- Born: Nelly Milad Makdessy October 10, 1979 (age 46) Beirut, Lebanon
- Genres: Arabic pop music, Lebanese, dance
- Occupations: actress; singer;
- Years active: 2000–present
- Labels: Music Master Rotana

= Nelly Makdessy =

Nelly Makdessy (نيللي مقدسي /apc-LB/; born October 10, 1979) is a Lebanese actress, singer, songwriter, record producer, instrumentalist and model. Nelly started her career in the amateurs TV program "Kaass El Noujoum" which was broadcast on the Lebanese channel LBC in early 1990s, she sang in the category of Folklore Music. Makdessy released four albums in her career and eleven singles. her first album ' produced two hit singles including "Shouf El Ein" and "Machie Al Maghror". It was her most successful album until the 2005 album Oof Oof.

In 2008, Makdessy released two hit singles, "Ya'esh El Hob" and "Ya Nar Nari".

== Biography ==
===Early years: Kaass El Noujoum===

She started her musical career in the amateurs TV program "Kaass El Noujoum" presented on the popular entertainment channel Lebanese Broadcasting Corporation (aka LBC), where she won the first place, and got three golden cups. She was also studying law at the same time. After her success in "Kaass El Noujoum" she devoted herself to music and she signed to a record label in Beirut called Music Master. In their studios she recorded several songs. She started experimenting with different instruments, sounds, genres and vocal styles.
Makdessy began to appear on a variety of television channels, including Middle East Broadcasting Center (aka MBC), Qatar, Dubai, Arab Radio and Television Network (aka ART) and the popular entertainment channel Lebanese Broadcasting Corporation (aka LBC) as promotion.

===2000–2005: Shouf El Ein,Ahli Arab and Ana Eih===
On October 21, 2000 after one year and half of hard work, Nelly Makdessy released her debut album, Shouf El Ein. The album instantly became a major hit all over the Arab World. The songs "Machie Al Maghror", and the title track "Shouf El Ein" were released almost simultaneously and all became major hits. The album was certificated Gold for its sales by the International Federation of the Phonographic Industry. Also, before the album's release, a promotional single was released to the Arabic broadcasting channels.
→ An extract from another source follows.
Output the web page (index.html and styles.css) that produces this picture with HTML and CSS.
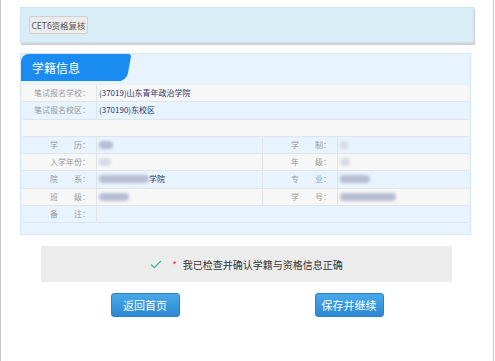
FILE: index.html
```html
<!DOCTYPE html>
<html lang="zh-CN">
<head>
    <meta charset="UTF-8">
    <title>学籍信息</title>
    <link rel="stylesheet" href="styles.css">
</head>
<body>

<div class="page">
    <div class="top-panel">
        <button class="btn-small">CET6资格复核</button>
    </div>

    <div class="info-panel">
        <div class="tab"><span>学籍信息</span></div>

        <div class="info-table">
            <div class="row gray wide">
                <div class="label">笔试报名学校：</div>
                <div class="value">(37019)山东青年政治学院</div>
            </div>
            <div class="row blue wide">
                <div class="label">笔试报名校区：</div>
                <div class="value">(370190)东校区</div>
            </div>
            <div class="row gray empty"></div>
            <div class="row blue">
                <div class="label">学　　历：</div>
                <div class="value"><i class="blur" style="width:14px"></i></div>
                <div class="label">学　　制：</div>
                <div class="value"><i class="blur light" style="width:8px"></i></div>
            </div>
            <div class="row gray">
                <div class="label">入学年份：</div>
                <div class="value"><i class="blur light" style="width:12px"></i></div>
                <div class="label">年　　级：</div>
                <div class="value"><i class="blur light" style="width:10px"></i></div>
            </div>
            <div class="row blue">
                <div class="label">院　　系：</div>
                <div class="value"><i class="blur" style="width:50px"></i><span>学院</span></div>
                <div class="label">专　　业：</div>
                <div class="value"><i class="blur" style="width:30px"></i></div>
            </div>
            <div class="row gray">
                <div class="label">班　　级：</div>
                <div class="value"><i class="blur" style="width:30px"></i></div>
                <div class="label">学　　号：</div>
                <div class="value"><i class="blur" style="width:56px"></i></div>
            </div>
            <div class="row blue wide">
                <div class="label">备　　注：</div>
                <div class="value"></div>
            </div>
        </div>
    </div>

    <div class="confirm-bar">
        <svg class="check" width="12" height="9" viewBox="0 0 12 9">
            <path d="M1 4.5 L4.2 7.6 L11 1" fill="none" stroke="#3fb3a8" stroke-width="1.3"/>
        </svg>
        <span class="star">*</span>
        <span>我已检查并确认学籍与资格信息正确</span>
    </div>

    <div class="actions">
        <button class="btn-blue">返回首页</button>
        <button class="btn-blue">保存并继续</button>
    </div>
</div>

</body>
</html>
```

FILE: styles.css
```css
body {
    margin: 0;
    font-family: "Noto Sans CJK SC", "Liberation Sans", sans-serif;
    background: #ffffff;
}
.page {
    width: 494px;
    height: 361px;
    box-sizing: border-box;
    padding-top: 7px;
    border-left: 1px solid #c8c8c8;
    border-right: 1px solid #c8c8c8;
}
.top-panel {
    margin-left: 19px;
    width: 444px;
    height: 26px;
    padding: 8px 0 0 8px;
    background: #d9edf7;
    border: 1px solid #c9e4f2;
    box-shadow: 1px 2px 1px #d2d2d2;
}
.btn-small {
    display: block;
    width: 59px;
    height: 18px;
    padding: 0;
    font-family: inherit;
    font-size: 8.5px;
    color: #555;
    background: #ececec;
    border: 1px solid #d0d0d0;
    border-radius: 2px;
}
.info-panel {
    margin: 10px 0 0 19px;
    width: 449px;
    padding-bottom: 11px;
    background: #e8f4fd;
    border: 1px solid #d3e8f8;
}
.tab {
    position: relative;
    width: 104px;
    height: 27px;
    margin-bottom: 4px;
}
.tab::before {
    content: "";
    position: absolute;
    left: 0;
    top: 0;
    width: 100px;
    height: 27px;
    background: #1a8bf0;
    border-radius: 8px 0 0 0;
}
.tab::after {
    content: "";
    position: absolute;
    left: 90px;
    top: 0;
    width: 18px;
    height: 27px;
    background: #1a8bf0;
    border-radius: 0 3px 8px 0;
    transform: skewX(-10deg);
}
.tab span {
    position: relative;
    z-index: 1;
    display: block;
    padding-left: 11px;
    line-height: 27px;
    color: #ffffff;
    font-size: 12px;
}
.info-table {
    margin-left: 1px;
    width: 447px;
}
.row {
    display: grid;
    grid-template-columns: 75px 166px 75px 1fr;
    height: 16.25px;
    border-bottom: 1px solid #dfe5ea;
    font-size: 8px;
    line-height: 16px;
}
.row.wide {
    grid-template-columns: 75px 1fr;
}
.row.gray {
    background: #f7f7f7;
}
.row.blue {
    background: #e8f4fd;
}
.label {
    text-align: right;
    padding-right: 6px;
    color: #999;
    border-right: 1px solid #e0e4e8;
}
.value {
    display: flex;
    align-items: center;
    padding-left: 2px;
    color: #2a3569;
    font-size: 8px;
    border-right: 1px solid #e0e4e8;
}
.value:last-child {
    border-right: none;
}
.blur {
    display: inline-block;
    height: 8px;
    background: #b7bdd2;
    border-radius: 4px;
    filter: blur(1.5px);
}
.blur.light {
    background: #d6dae4;
}
.confirm-bar {
    display: flex;
    align-items: center;
    justify-content: center;
    margin: 11px 0 0 40px;
    width: 411px;
    height: 36px;
    background: #ececec;
    font-size: 10px;
    color: #333;
}
.check {
    margin-right: 10px;
}
.star {
    margin-right: 6px;
    color: #e33;
    font-size: 10px;
}
.actions {
    display: flex;
    justify-content: center;
    gap: 135px;
    margin-top: 11px;
}
.btn-blue {
    width: 69px;
    height: 24px;
    padding: 0;
    font-family: inherit;
    font-size: 11px;
    color: #ffffff;
    background: linear-gradient(#47a9ea, #2c88d2);
    border: 1px solid #2f7fc2;
    border-radius: 3px;
}
```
In 2002, before coming to fame again and releasing a new album, a fake scandal of Nelly Makdessy was published as a message on a Yahoo! Group and then to other websites including music forums. The message said that Makdessy was a porn star in the United States and it even showed fake photos of her having sex. As a result of these allegations, Makdessy's popularity decreased. She signed with Rotana Records and released a second album, Ahli Arab. It was not as successful as Makdessy's debut album, Shouf El Ein (2001), partly because of the rumor. Two singles were released from the album "Shabky Shanoha" which made a success because of its weird lyrics and "Halo Hali". The music video for "Halo Hali", which came in 2003 a year after the release of the album, made its debut on Rotana Channel which was a newly launched channel back then. Makdessy's third album Ana Eih was released later that year. It featured two singles: "Ana Eih", which was released in early 2004, and the number-one hit single "Eshtag" in Summer 2005.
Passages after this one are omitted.